What to Make of Joe Biden’s Legacy



Though Democrats officially lost the 2024 election last month, Astead Herndon suggests they effectively lost it early last year, “when they rallied around the reelection of Joe Biden, back when there was a lot of evidence the country didn’t want that.”

Herndon, a New York Times national politics reporter and host of The Run-Up podcast, recalls on the latest episode of Inside the Hive how Biden’s unpopularity had been apparent for years if you looked outside the DC bubble, and how the 2020 coalition that brought him to power was “always fairly tenuous.”

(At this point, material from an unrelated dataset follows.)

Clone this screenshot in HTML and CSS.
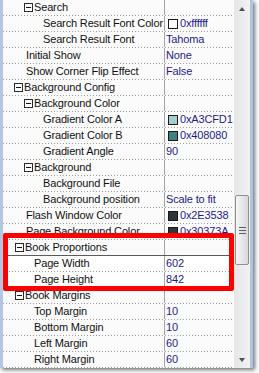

“One of the things that I think blew my mind was I remembered the discussion of Biden’s age, even back at the time,” Herndon says. “I remember talking to voters who were concerned he was too old to serve for second terms, and I remember the efforts that the Biden campaign did to kind of imply that maybe that’s something that they could deal with down the road. And that, for a lot of people, was a message that worked. They simply said, ‘Hey, we’ll deal with that come four years from now, but right now it’s about stopping Donald Trump.’”

Although Biden could count major legislative accomplishments in his first two years in office, events perceived as “wins” among Democrats and framed as such in the political media, many Americans weren’t feeling the effects. And yet Biden, now in his 80s, was running for reelection with the party behind him. “Democrats, I think, got trapped in kind of believing their own hype more so than I think working from the premise where a lot of Americans started from, which is that Joe Biden was there to get rid of Donald Trump. And so what came next?”

While Biden never explicitly ruled out running for a second term, his 2020 vow to be a “bridge” to “an entire generation” of Democratic leaders was perceived by many that way. “In some ways, Kamala Harris running in 2024 was exactly what a lot of people expected to happen in 2020,” Herndon notes. “What changed was that Joe Biden and Democrats retrenched on that implication and robbed themselves of a primary.” Herndon says that if Biden had considered Harris his successor early on for the 2024 race, he “could have acknowledged that from the start and set her up for success” or “if that wasn’t the person he wanted, he could have chosen a different person who he did want to set up for success.”

“I think there’s a lot of other different options that could have taken place,” he adds. “I just think that they kind of chose the worst one. They sidelined the person then, and kind of argued it could only be him, then had to shift to the person in a crisis with three months left.”

Herndon, a National Magazine Awards finalist for his 2023 profile of Harris, says he “thought Joe Biden’s age was an undeniable ticking political crisis. No matter what.” To Herndon “it was just a matter of when and how they would deal with Kamala Harris because she was going to be the obvious person.” So “even if he won,” he adds, “there would have been a democratic crisis in 2025.”